=== TASK ===
Collect each line containing "that".

•••••

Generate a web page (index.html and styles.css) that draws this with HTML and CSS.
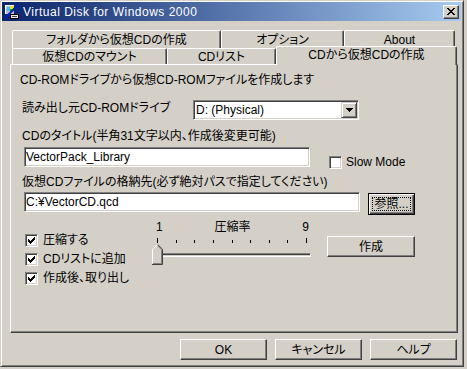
FILE: index.html
```html
<!DOCTYPE html>
<html lang="ja">
<head>
<meta charset="utf-8">
<title>Virtual Disk for Windows 2000</title>
<link rel="stylesheet" href="styles.css">
</head>
<body>
<div class="window">
  <div class="titlebar">
    <svg class="app-icon" width="16" height="16" viewBox="0 0 16 16" shape-rendering="crispEdges">
      <rect x="1" y="1" width="9" height="9" fill="#c0c0c0"/>
      <rect x="1" y="1" width="9" height="1" fill="#ffffff"/>
      <rect x="1" y="1" width="1" height="9" fill="#ffffff"/>
      <rect x="6" y="2" width="3" height="3" fill="#e8e800"/>
      <rect x="6" y="5" width="3" height="3" fill="#00b000"/>
      <rect x="3" y="3" width="3" height="4" fill="#40c0ff"/>
      <path d="M1 14 L14 1" stroke="#0020c0" stroke-width="2" shape-rendering="auto"/>
      <rect x="6.5" y="10.5" width="8" height="4" fill="#e8e8e8" stroke="#000" shape-rendering="auto"/>
      <rect x="8" y="12" width="5" height="1" fill="#404040"/>
    </svg>
    <span class="title">Virtual Disk for Windows 2000</span>
    <div class="caption-btn">
      <svg width="8" height="7" viewBox="0 0 8 7" shape-rendering="crispEdges"><path d="M0 0h2v1h-2zM6 0h2v1h-2zM1 1h2v1h-2zM5 1h2v1h-2zM2 2h4v1h-4zM3 3h2v1h-2zM2 4h4v1h-4zM1 5h2v1h-2zM5 5h2v1h-2zM0 6h2v1h-2zM6 6h2v1h-2z" fill="#000"/></svg>
    </div>
  </div>
  <div class="client">
    <div class="tabs">
      <div class="tab-row row-back">
        <div class="tab t-folder">フォルダから仮想CDの作成</div>
        <div class="tab t-option">オプション</div>
        <div class="tab t-about">About</div>
      </div>
      <div class="tab-row row-front">
        <div class="tab t-mount">仮想CDのマウント</div>
        <div class="tab t-list">CDリスト</div>
        <div class="tab t-create selected">CDから仮想CDの作成</div>
      </div>
    </div>
    <div class="panel">
      <div class="heading">CD-ROMドライブから仮想CD-ROMファイルを作成します</div>
      <div class="drive-row">
        <div class="label drive-label">読み出し元CD-ROMドライブ</div>
        <div class="combo">
          <span class="combo-text">D: (Physical)</span>
          <div class="combo-btn">
            <svg width="7" height="4" viewBox="0 0 7 4" shape-rendering="crispEdges"><path d="M0 0h7v1h-7zM1 1h5v1h-5zM2 2h3v1h-3zM3 3h1v1h-1z" fill="#000"/></svg>
          </div>
        </div>
      </div>
      <div class="label title-label">CDのタイトル(半角31文字以内、作成後変更可能)</div>
      <div class="title-row">
        <div class="field title-field">VectorPack_Library</div>
        <div class="check slow"><span class="box"></span><span class="check-text">Slow Mode</span></div>
      </div>
      <div class="label path-label">仮想CDファイルの格納先(必ず絶対パスで指定してください)</div>
      <div class="path-row">
        <div class="field path-field">C:¥VectorCD.qcd</div>
        <div class="btn default browse-btn"><span class="focus">参照...</span></div>
      </div>
      <div class="lower">
        <div class="checks">
          <div class="check"><span class="box checked"><svg width="7" height="7" viewBox="0 0 7 7" shape-rendering="crispEdges"><path d="M6 0h1v1h-1zM5 1h2v1h-2zM0 2h1v1h-1zM4 2h3v1h-3zM0 3h2v1h-2zM3 3h3v1h-3zM0 4h5v1h-5zM1 5h3v1h-3zM2 6h1v1h-1z" fill="#000"/></svg></span><span class="check-text">圧縮する</span></div>
          <div class="check"><span class="box checked"><svg width="7" height="7" viewBox="0 0 7 7" shape-rendering="crispEdges"><path d="M6 0h1v1h-1zM5 1h2v1h-2zM0 2h1v1h-1zM4 2h3v1h-3zM0 3h2v1h-2zM3 3h3v1h-3zM0 4h5v1h-5zM1 5h3v1h-3zM2 6h1v1h-1z" fill="#000"/></svg></span><span class="check-text">CDリストに追加</span></div>
          <div class="check"><span class="box checked"><svg width="7" height="7" viewBox="0 0 7 7" shape-rendering="crispEdges"><path d="M6 0h1v1h-1zM5 1h2v1h-2zM0 2h1v1h-1zM4 2h3v1h-3zM0 3h2v1h-2zM3 3h3v1h-3zM0 4h5v1h-5zM1 5h3v1h-3zM2 6h1v1h-1z" fill="#000"/></svg></span><span class="check-text">作成後、取り出し</span></div>
        </div>
        <div class="slider">
          <div class="slider-labels"><span>1</span><span>圧縮率</span><span>9</span></div>
          <div class="ticks">
            <span class="tick end"></span><span class="tick"></span><span class="tick"></span><span class="tick"></span><span class="tick"></span><span class="tick"></span><span class="tick"></span><span class="tick"></span><span class="tick end"></span>
          </div>
          <div class="track-area">
            <div class="track"></div>
            <svg class="thumb" width="11" height="21" viewBox="0 0 11 21">
              <polygon points="0,5 5,0 6,0 11,5 11,21 0,21" fill="#d4d0c8"/>
              <path d="M0.5 20 V5.3 L5.3 0.5" fill="none" stroke="#fff"/>
              <path d="M5.7 0.5 L10.5 5.3 V20.5 H0" fill="none" stroke="#404040"/>
              <path d="M5.7 1.9 L9.5 5.7 V19.5 H1" fill="none" stroke="#808080"/>
            </svg>
          </div>
        </div>
        <div class="btn create-btn">作成</div>
      </div>
    </div>
    <div class="actions">
      <div class="btn action">OK</div>
      <div class="btn action">キャンセル</div>
      <div class="btn action">ヘルプ</div>
    </div>
  </div>
</div>
</body>
</html>
```

FILE: styles.css
```css
* { box-sizing: border-box; margin: 0; padding: 0; }
html, body { width: 467px; height: 369px; overflow: hidden; }
body {
  background: #d4d0c8;
  font-family: "Liberation Sans", "Noto Sans CJK JP", sans-serif;
  font-size: 12px;
  line-height: 16px;
  color: #000;
  font-feature-settings: "palt";
}

.window {
  width: 464px;
  height: 367px;
  border: 1px solid;
  border-color: #d4d0c8 #404040 #404040 #d4d0c8;
  box-shadow: inset 1px 1px #fff, inset -1px -1px #808080;
  padding: 1px 2px 2px 1px;
  display: flex;
  flex-direction: column;
}

.titlebar {
  flex: none;
  height: 19px;
  display: flex;
  align-items: center;
  padding: 0 2px;
  background: linear-gradient(to right, #0a246a, #a6caf0);
  color: #fff;
}
.app-icon { flex: none; display: block; }
.title { margin-left: 3px; white-space: nowrap; font-size: 12px; letter-spacing: 0.5px; }
.caption-btn {
  margin-left: auto;
  width: 16px;
  height: 14px;
  display: flex;
  align-items: center;
  justify-content: center;
  background: #d4d0c8;
  border: 1px solid;
  border-color: #fff #404040 #404040 #fff;
  box-shadow: inset -1px -1px #808080;
}
.caption-btn svg { display: block; }

.client {
  flex: 1;
  display: flex;
  flex-direction: column;
  padding: 9px 3px 0 8px;
}

.tabs { flex: none; padding-left: 2px; }
.tab-row { display: flex; align-items: flex-start; }
.row-back { height: 18px; }
.row-front { height: 16px; }
.tab {
  flex: none;
  height: 100%;
  display: flex;
  align-items: center;
  justify-content: center;
  white-space: nowrap;
  background: #d4d0c8;
  border-top: 1px solid #fff;
  border-left: 1px solid #fff;
  border-right: 1px solid #404040;
  box-shadow: inset -1px 0 #808080;
  border-radius: 2px 2px 0 0;
}
.t-folder { width: 209px; }
.t-option { width: 123px; }
.t-about { width: 111px; }
.t-mount { width: 155px; }
.t-list { width: 109px; }
.t-create { width: 181px; }
.tab.selected {
  height: 19px;
  margin-top: -2px;
  padding-bottom: 3px;
  position: relative;
  z-index: 1;
}

.panel {
  flex: none;
  width: 448px;
  height: 269px;
  border: 1px solid;
  border-color: #fff #404040 #404040 #fff;
  box-shadow: inset -1px -1px #808080;
  display: flex;
  flex-direction: column;
}

.heading { margin-top: 7px; height: 16px; padding-left: 9px; white-space: nowrap; }
.label { height: 16px; padding-left: 11px; white-space: nowrap; }

.drive-row { margin-top: 12px; height: 20px; display: flex; align-items: flex-start; }
.drive-label { width: 182px; }

.combo, .field {
  height: 20px;
  background: #fff;
  border: 1px solid;
  border-color: #808080 #fff #fff #808080;
  box-shadow: inset 1px 1px #404040, inset -1px -1px #d4d0c8;
  padding: 1px;
}
.combo { width: 166px; display: flex; }
.combo-text { flex: 1; padding-left: 1px; line-height: 16px; white-space: nowrap; }
.combo-btn {
  width: 16px;
  height: 16px;
  display: flex;
  align-items: center;
  justify-content: center;
  background: #d4d0c8;
  border: 1px solid;
  border-color: #d4d0c8 #404040 #404040 #d4d0c8;
  box-shadow: inset 1px 1px #fff, inset -1px -1px #808080;
}
.combo-btn svg { display: block; }

.title-label { margin-top: 8px; }
.title-row { margin-top: 3px; height: 22px; display: flex; align-items: flex-start; padding-left: 13px; }
.field { line-height: 16px; white-space: nowrap; overflow: hidden; }
.title-field { width: 286px; }

.check { display: flex; align-items: center; height: 13px; white-space: nowrap; }
.check-text { line-height: 13px; }
.box {
  flex: none;
  width: 13px;
  height: 13px;
  margin-right: 5px;
  background: #fff;
  border: 1px solid;
  border-color: #808080 #fff #fff #808080;
  box-shadow: inset 1px 1px #404040, inset -1px -1px #d4d0c8;
  display: flex;
  align-items: center;
  justify-content: center;
}
.box svg { display: block; }
.check.slow { margin-left: 19px; margin-top: 9px; }
.check.slow .box { margin-right: 4px; }

.path-label { margin-top: 5px; }
.path-row { margin-top: 2px; height: 23px; display: flex; align-items: flex-start; padding-left: 13px; }
.path-field { width: 336px; }

.btn {
  flex: none;
  display: flex;
  align-items: center;
  justify-content: center;
  white-space: nowrap;
  background: #d4d0c8;
  border: 1px solid;
  border-color: #fff #404040 #404040 #fff;
  box-shadow: inset -1px -1px #808080;
}
.btn.default {
  border-color: #000;
  box-shadow: inset 1px 1px #fff, inset -1px -1px #404040, inset -2px -2px #808080;
  padding: 3px;
  align-items: stretch;
}
.focus {
  flex: 1;
  border: 1px dotted #000;
  display: flex;
  align-items: center;
  justify-content: center;
}
.browse-btn { margin-left: 8px; margin-top: 1px; width: 47px; height: 22px; }

.lower { margin-top: 5px; display: flex; align-items: flex-start; }
.checks { width: 141px; padding-left: 14px; margin-top: 14px; display: flex; flex-direction: column; gap: 6px; }

.slider { width: 159px; display: flex; flex-direction: column; }
.slider-labels { height: 14px; line-height: 14px; display: flex; justify-content: space-between; padding: 0 2px 0 4px; }
.ticks { margin-top: 4px; height: 5px; display: flex; justify-content: space-between; align-items: flex-end; padding: 0 4px 0 5px; }
.tick { width: 1px; height: 3px; background: #000; }
.tick.end { height: 5px; }
.track-area { margin-top: 1px; height: 22px; display: grid; }
.track {
  grid-area: 1 / 1;
  align-self: center;
  margin-left: 1px;
  height: 4px;
  border: 1px solid;
  border-color: #808080 #fff #fff #808080;
  box-shadow: inset 1px 1px #404040, inset -1px -1px #d4d0c8;
}
.thumb { grid-area: 1 / 1; align-self: start; justify-self: start; display: block; }

.create-btn { margin-left: 16px; margin-top: 16px; width: 88px; height: 21px; }

.actions { flex: none; display: flex; justify-content: flex-end; gap: 8px; margin-top: 6px; padding-right: 1px; }
.action { width: 87px; height: 21px; }
```
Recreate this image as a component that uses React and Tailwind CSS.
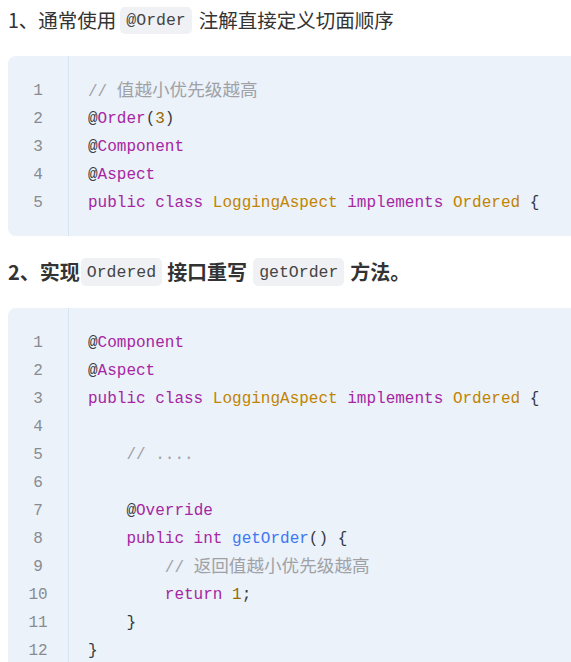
import React from "react";

const C = {
  p: "text-[#383a42]",
  k: "text-[#a626a4]",
  c: "text-[#a0a1a7]",
  cz: "text-[#a0a1a7] text-[17.6px]",
  t: "text-[#c18401]",
  n: "text-[#986801]",
  f: "text-[#4078f2]",
};

const block1 = [
  [["// ", "c"], ["值越小优先级越高", "cz"]],
  [["@", "p"], ["Order", "k"], ["(", "p"], ["3", "n"], [")", "p"]],
  [["@", "p"], ["Component", "k"]],
  [["@", "p"], ["Aspect", "k"]],
  [
    ["public class ", "k"],
    ["LoggingAspect ", "t"],
    ["implements ", "k"],
    ["Ordered ", "t"],
    ["{", "p"],
  ],
];

const block2 = [
  [["@", "p"], ["Component", "k"]],
  [["@", "p"], ["Aspect", "k"]],
  [
    ["public class ", "k"],
    ["LoggingAspect ", "t"],
    ["implements ", "k"],
    ["Ordered ", "t"],
    ["{", "p"],
  ],
  [],
  [["    ", "p"], ["// ....", "c"]],
  [],
  [["    @", "p"], ["Override", "k"]],
  [["    ", "p"], ["public int ", "k"], ["getOrder", "f"], ["() {", "p"]],
  [["        ", "p"], ["// ", "c"], ["返回值越小优先级越高", "cz"]],
  [["        ", "p"], ["return ", "k"], ["1", "n"], [";", "p"]],
  [["    }", "p"]],
  [["}", "p"]],
];

const mono = "font-['Liberation_Mono','Noto_Sans_CJK_SC',monospace]";

const CodeBlock = ({ lines }) => (
  <div className={`flex w-[640px] rounded-[8px] bg-[#ebf2f9] ${mono} text-[16px] leading-[28px]`}>
    <div className="w-[61px] shrink-0 border-r border-[#d5e5f4] pt-[21px] pb-[19px] text-center text-[#888c92]">
      {lines.map((_, i) => (
        <div key={i} className="h-[28px]">{i + 1}</div>
      ))}
    </div>
    <div className="pt-[21px] pb-[19px] pl-[19px] whitespace-pre">
      {lines.map((tokens, i) => (
        <div key={i} className="h-[28px]">
          {tokens.map(([text, kind], j) => (
            <span key={j} className={C[kind]}>
              {text}
            </span>
          ))}
        </div>
      ))}
    </div>
  </div>
);

const Chip = ({ children, className = "" }) => (
  <code
    className={`inline-flex h-[27px] items-center rounded-[5px] bg-[#f0f1f4] px-[6px] pt-[2px] ${mono} text-[16.5px] font-normal text-[#444] ${className}`}
  >
    {children}
  </code>
);

export default function App() {
  return (
    <div className="h-screen w-full overflow-hidden bg-white pl-[8px] font-['Noto_Sans_CJK_SC','Noto_Sans',sans-serif] text-[#333]">
      <div className="flex h-[40px] items-center text-[19.5px] leading-none">
        <span>1、通常使用</span>
        <Chip className="ml-[4px] mr-[7px]">@Order</Chip>
        <span>注解直接定义切面顺序</span>
      </div>

      <div className="mt-[16px]">
        <CodeBlock lines={block1} />
      </div>

      <div className="mt-[16px] flex h-[40px] items-center text-[20px] font-bold leading-none">
        <span>2、实现</span>
        <Chip className="ml-[1px] mr-[5px] h-[28px]">Ordered</Chip>
        <span>接口重写</span>
        <Chip className="ml-[6px] mr-[6px] h-[28px]">getOrder</Chip>
        <span>方法。</span>
      </div>

      <div className="mt-[16px]">
        <CodeBlock lines={block2} />
      </div>
    </div>
  );
}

•••••

=== RESULT FOR THIS TASK ===
Generate a web page (index.html and styles.css) that draws this with HTML and CSS.
Recreate this image as a component that uses React and Tailwind CSS.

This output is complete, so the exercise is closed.